The result is something like this:

def upload_data(dest, *urls):
    return map(&, urls) -> (url):
        data = fetch_url(url)
        sent = 0
        for line in data:
            sent += send_data(dest, line)
        return sent

The –> is used to introduce the block; it’s followed by a parameter list, a :, and a suite, just like a normal funcdef. In fact, even the type annotations would be usable, although the resulting double arrow (map(&, foo) –> (f : int) –> str:) looks a bit weird.

OK, so it’s workable within the grammar (I actually implemented in IronPython’s parser, just to be sure). What does it mean?
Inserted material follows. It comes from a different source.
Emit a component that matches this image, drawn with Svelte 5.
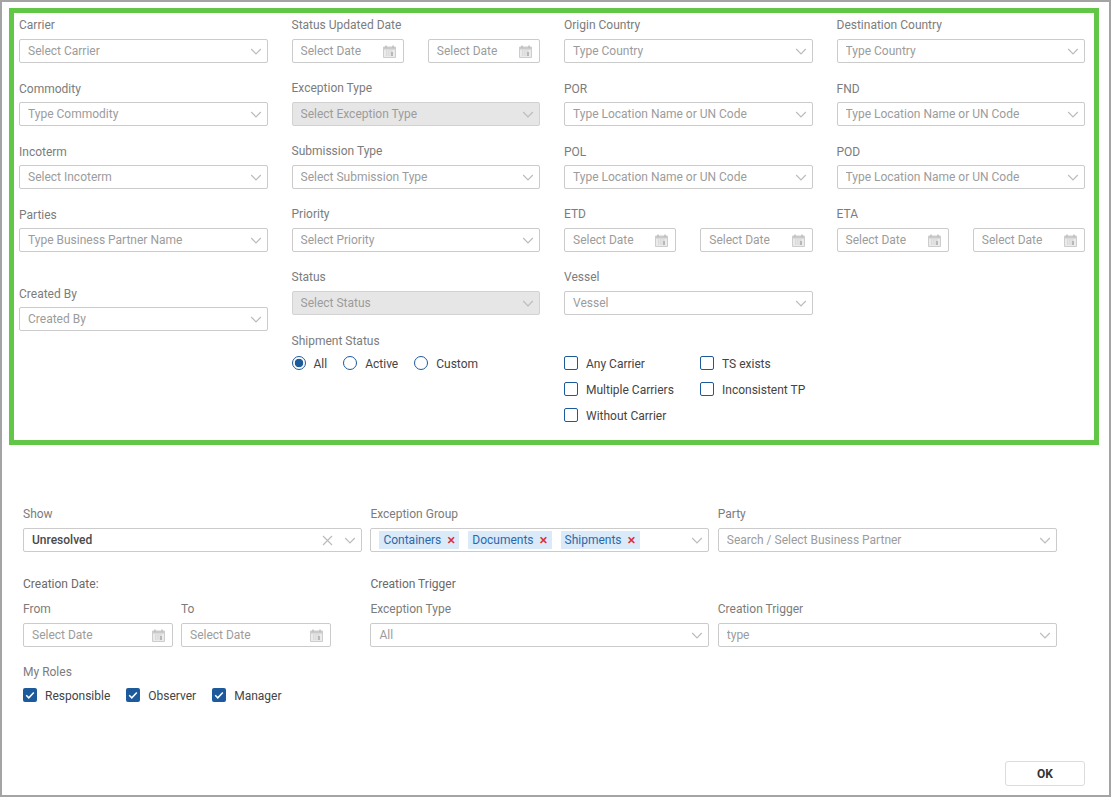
<script lang="ts">
	const filterColumns = [
		[
			{ label: 'Carrier', placeholder: 'Select Carrier' },
			{ label: 'Commodity', placeholder: 'Type Commodity', low: true },
			{ label: 'Incoterm', placeholder: 'Select Incoterm', low: true },
			{ label: 'Parties', placeholder: 'Type Business Partner Name', low: true },
			{ label: 'Created By', placeholder: 'Created By', low: true, pushed: true }
		],
		[
			{ label: 'Status Updated Date', date: true },
			{ label: 'Exception Type', placeholder: 'Select Exception Type', disabled: true },
			{ label: 'Submission Type', placeholder: 'Select Submission Type' },
			{ label: 'Priority', placeholder: 'Select Priority' },
			{ label: 'Status', placeholder: 'Select Status', disabled: true }
		],
		[
			{ label: 'Origin Country', placeholder: 'Type Country' },
			{ label: 'POR', placeholder: 'Type Location Name or UN Code', low: true },
			{ label: 'POL', placeholder: 'Type Location Name or UN Code', low: true },
			{ label: 'ETD', date: true },
			{ label: 'Vessel', placeholder: 'Vessel' }
		],
		[
			{ label: 'Destination Country', placeholder: 'Type Country' },
			{ label: 'FND', placeholder: 'Type Location Name or UN Code', low: true },
			{ label: 'POD', placeholder: 'Type Location Name or UN Code', low: true },
			{ label: 'ETA', date: true }
		]
	];

	const radios = ['All', 'Active', 'Custom'];
	const carrierChecks = ['Any Carrier', 'TS exists', 'Multiple Carriers', 'Inconsistent TP', 'Without Carrier'];
	const chips = ['Containers', 'Documents', 'Shipments'];
	const roles = ['Responsible', 'Observer', 'Manager'];
</script>

{#snippet chevron()}
	<svg class="chevron" width="12" height="7" viewBox="0 0 12 7" fill="none" stroke="#bcbcbc" stroke-width="1.2">
		<path d="M1.2 1l4.8 4.8 4.8-4.8" />
	</svg>
{/snippet}

{#snippet select(placeholder, disabled = false)}
	<div class="input" class:disabled>
		<span class="placeholder">{placeholder}</span>
		{@render chevron()}
	</div>
{/snippet}

{#snippet dateInput()}
	<div class="input date">
		<span class="placeholder">Select Date</span>
		<svg class="calendar" width="13" height="13" viewBox="0 0 13 13">
			<path d="M0.5 2h12v10.5h-12z" fill="#ebebeb" stroke="#cdcdcd" />
			<path d="M1 2h11v2.5H1z" fill="#cacaca" />
			<path d="M3 0.5v2.5M10 0.5v2.5" stroke="#bdbdbd" stroke-width="1.4" />
			<path d="M3 6h7M3 8h7M3 10h7" stroke="#c8c8c8" stroke-dasharray="1.4 0.8" />
			<path d="M8 7h2v4H8z" fill="#b8b8b8" />
		</svg>
	</div>
{/snippet}

{#snippet checkbox(label, checked = false)}
	<label class="check">
		<span class="box" class:checked>
			{#if checked}
				<svg width="14" height="14" viewBox="0 0 14 14" fill="none" stroke="#fff" stroke-width="1.5">
					<path d="M3.2 7.2l2.6 2.6 5-5.4" />
				</svg>
			{/if}
		</span>
		{label}
	</label>
{/snippet}

<div class="window">
	<section class="filters">
		{#each filterColumns as column, i}
			<div class="column">
				{#each column as field}
					<div class="field" class:low={field.low} class:pushed={field.pushed}>
						<span class="label">{field.label}</span>
						{#if field.date}
							<div class="date-pair">
								{@render dateInput()}
								{@render dateInput()}
							</div>
						{:else}
							{@render select(field.placeholder, field.disabled)}
						{/if}
					</div>
				{/each}

				{#if i === 1}
					<div class="field shipment">
						<span class="label">Shipment Status</span>
						<div class="radios">
							{#each radios as radio, r}
								<label class="check">
									<span class="radio" class:on={r === 0}></span>
									{radio}
								</label>
							{/each}
						</div>
					</div>
				{/if}

				{#if i === 2}
					<div class="carrier-checks">
						{#each carrierChecks as item}
							{@render checkbox(item)}
						{/each}
					</div>
				{/if}
			</div>
		{/each}
	</section>

	<section class="details">
		<div class="detail-row">
			<div class="field">
				<span class="label">Show</span>
				<div class="input">
					<span class="value">Unresolved</span>
					<svg class="clear" width="11" height="11" viewBox="0 0 11 11" fill="none" stroke="#bcbcbc" stroke-width="1.2">
						<path d="M1 1l9 9M10 1l-9 9" />
					</svg>
					{@render chevron()}
				</div>
			</div>
			<div class="field">
				<span class="label">Exception Group</span>
				<div class="input">
					<div class="chips">
						{#each chips as chip}
							<span class="chip">{chip}<span class="chip-x">×</span></span>
						{/each}
					</div>
					{@render chevron()}
				</div>
			</div>
			<div class="field">
				<span class="label">Party</span>
				{@render select('Search / Select Business Partner')}
			</div>
		</div>

		<div class="detail-row second">
			<div class="field">
				<span class="label heading">Creation Date:</span>
				<div class="range">
					<div class="field">
						<span class="label">From</span>
						{@render dateInput()}
					</div>
					<div class="field">
						<span class="label">To</span>
						{@render dateInput()}
					</div>
				</div>
			</div>
			<div class="field">
				<span class="label heading">Creation Trigger</span>
				<div class="field">
					<span class="label">Exception Type</span>
					{@render select('All')}
				</div>
			</div>
			<div class="field">
				<span class="label heading">&nbsp;</span>
				<div class="field">
					<span class="label">Creation Trigger</span>
					{@render select('type')}
				</div>
			</div>
		</div>

		<div class="roles-block">
			<span class="label">My Roles</span>
			<div class="roles">
				{#each roles as role}
					{@render checkbox(role, true)}
				{/each}
			</div>
		</div>
	</section>

	<footer class="footer">
		<button class="ok" type="button">OK</button>
	</footer>
</div>

<style>
	:global(body) {
		margin: 0;
		background: #fff;
	}

	.window {
		box-sizing: border-box;
		display: flex;
		flex-direction: column;
		height: 797px;
		border: 2px solid #a4a4a4;
		padding-top: 6px;
		font-family: Roboto, 'Liberation Sans', sans-serif;
		font-size: 12px;
		color: #444;
	}

	.filters {
		box-sizing: border-box;
		display: grid;
		grid-template-columns: repeat(4, 1fr);
		column-gap: 24px;
		width: 1090px;
		height: 437px;
		margin-left: 7px;
		border: 5px solid #62c646;
		padding: 3px 9px 0 5px;
	}

	.column {
		display: flex;
		flex-direction: column;
		gap: 16px;
		min-width: 0;
	}

	.field {
		display: flex;
		flex-direction: column;
		gap: 7px;
		min-width: 0;
	}

	.field.low {
		gap: 6px;
		padding-top: 1px;
	}

	.field.pushed {
		margin-top: 16px;
	}

	.field.shipment {
		margin-top: 1px;
	}

	.label {
		height: 16px;
		line-height: 18px;
		color: #7c7c7c;
		white-space: nowrap;
	}

	.input {
		box-sizing: border-box;
		display: flex;
		align-items: center;
		height: 24px;
		padding: 0 5px 0 8px;
		border: 1px solid #cbcbcb;
		border-radius: 2px;
		background: #fff;
	}

	.input.disabled {
		background: #e6e6e6;
		border-color: #d2d2d2;
	}

	.placeholder {
		flex: 1;
		color: #9c9c9c;
		white-space: nowrap;
		overflow: hidden;
	}

	.value {
		flex: 1;
		color: #4a4a4a;
		font-weight: 500;
	}

	.chevron {
		flex: none;
	}

	.clear {
		flex: none;
		margin-right: 11px;
	}

	.date-pair {
		display: grid;
		grid-template-columns: 1fr 1fr;
		column-gap: 24px;
	}

	.calendar {
		flex: none;
		margin-right: 2px;
	}

	.radios {
		display: flex;
		gap: 16px;
		margin-top: 1px;
	}

	.check {
		display: flex;
		align-items: flex-start;
		gap: 8px;
		height: 14px;
		line-height: 16px;
		color: #444;
		white-space: nowrap;
	}

	.radio {
		box-sizing: border-box;
		flex: none;
		width: 14px;
		height: 14px;
		border: 1px solid #1d5a9c;
		border-radius: 50%;
		background: #fff;
	}

	.radio.on {
		background: radial-gradient(circle, #1d5a9c 0 4px, #fff 4.6px);
	}

	.carrier-checks {
		display: grid;
		grid-template-columns: 136px 1fr;
		row-gap: 12px;
		margin-top: 25px;
	}

	.box {
		box-sizing: border-box;
		flex: none;
		width: 14px;
		height: 14px;
		border: 1px solid #1d5a9c;
		border-radius: 2px;
		background: #fff;
	}

	.box.checked {
		border: 0;
		background: #1d5a9c;
	}

	.box svg {
		display: block;
	}

	.details {
		display: flex;
		flex-direction: column;
		width: 1034px;
		margin: 60px 0 0 21px;
	}

	.detail-row {
		display: grid;
		grid-template-columns: repeat(3, 339px);
		column-gap: 8.4px;
	}

	.detail-row.second {
		margin-top: 23px;
	}

	.heading {
		color: #6a6a6a;
		margin-bottom: 2px;
	}

	.chips {
		display: flex;
		flex: 1;
		gap: 9px;
	}

	.chip {
		display: flex;
		align-items: center;
		gap: 6px;
		height: 18px;
		padding: 0 4px;
		background: #dbeaf8;
		color: #2a68ad;
	}

	.chip-x {
		color: #dc2c35;
		font-size: 15px;
		font-weight: 500;
		line-height: 18px;
	}

	.range {
		display: grid;
		grid-template-columns: 150px 150px;
		column-gap: 8px;
	}

	.roles-block {
		display: flex;
		flex-direction: column;
		gap: 9px;
		margin-top: 16px;
	}

	.roles {
		display: flex;
		gap: 16px;
	}

	.footer {
		display: flex;
		justify-content: flex-end;
		margin-top: auto;
		padding: 0 24px 9px 0;
	}

	.ok {
		width: 80px;
		height: 25px;
		padding: 0;
		border: 1px solid #dcdcdc;
		border-radius: 3px;
		background: #fff;
		color: #333;
		font: 700 12px Roboto, 'Liberation Sans', sans-serif;
	}
</style>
Semantically, these blocks are just a prettied-up version of the first function. The block is transformed into a nested function immediately before the statement with a generated name, and any block references (&) are replaced with the generated name. Some tricks would have to be played with line numbers to make debugging make sense, but that’s not insurmountable.

Multiple references would be allowed, and although I can’t think of a use case for that, it makes no sense to disallow it.

Even decorators (which are just functions, after all) can still be used:

map(my_decorator(&), foos) -> (foo):

There’s no reason they couldn’t be generators, either:

list(&()) -> ():
    i = 0
    while i < 10:
        yield i
        i += 1

The idea is to make them as close to named Python function as possible. The object passed to map is still a function instance, so all existing Python functions that take a callable should be immediately usable.

Implicit Blocks

Explicitly passing around block references is necessary to deal with existing Python functions (and we all know “explicit is better than implicit”) but it’s kind of ugly. Borrowing, again, from Ruby, it would be nice to have blocks be implicit:

def map(&func, iterable):
    return [func(e) for e in iterable]

map(foos) -> (foo):

This gets a lot trickier to implement in the general case, where there might be multiple functions with implicit blocks in the same statement. A rule of “outermost-rightmost” would probably work. I’m not exactly sure what restrictions Ruby imposes.

Use Cases

Blocks are possible to implement, and probably not too hard either. However, that doesn’t mean they’re worth doing. There aren’t too many situations where you can’t use list comprehensions, generator expressions, or lambdas, and nested name functions already exist to handle the remaining cases.

There are a couple of things that they do make nicer, though. Implementing decorators that take arguments, for one:

def timed(name):
    return & -> (func):
        return functools.wraps(func)(&) -> (*args, **kwargs):
            with timer(name):
                return func(*args, **kwargs)

Speaking of with statements, they wouldn’t be necessary with blocks:

def with_(obj, &func):
        return func(obj)

with(open("foo.txt")) -> (f):

It’s not exactly the same, since the block cannot return from the enclosing function, and you’d need nonlocal to modify variables in the outer scope. A similar treatment could be applied to for as well.

Finally, there’s the many things Ruby does with its own blocks, such as Sinatra:

get('/hi') -> ():
    return 'Hello, World'

But Flask does basically the same thing in the confines of existing Python. Still, it is very nice syntax sugar.

The Verdict

I think the idea is sound – if blocks are added to Python, they should look something like this. The work required for blocks using explicit block references should be relatively simple for someone familiar with CPython. Implicit block references are harder, but probably still doable.

That said, the use cases aren’t enough to motivate me to want to implement it (except for possibly the decorator – I can never figure out what to name those nested functions). If anyone else wants to, feel free to reuse the syntax. And if someone else already had the same idea, my apologies.

Now that I’ve written it down, I can page this idea out and never think of it again.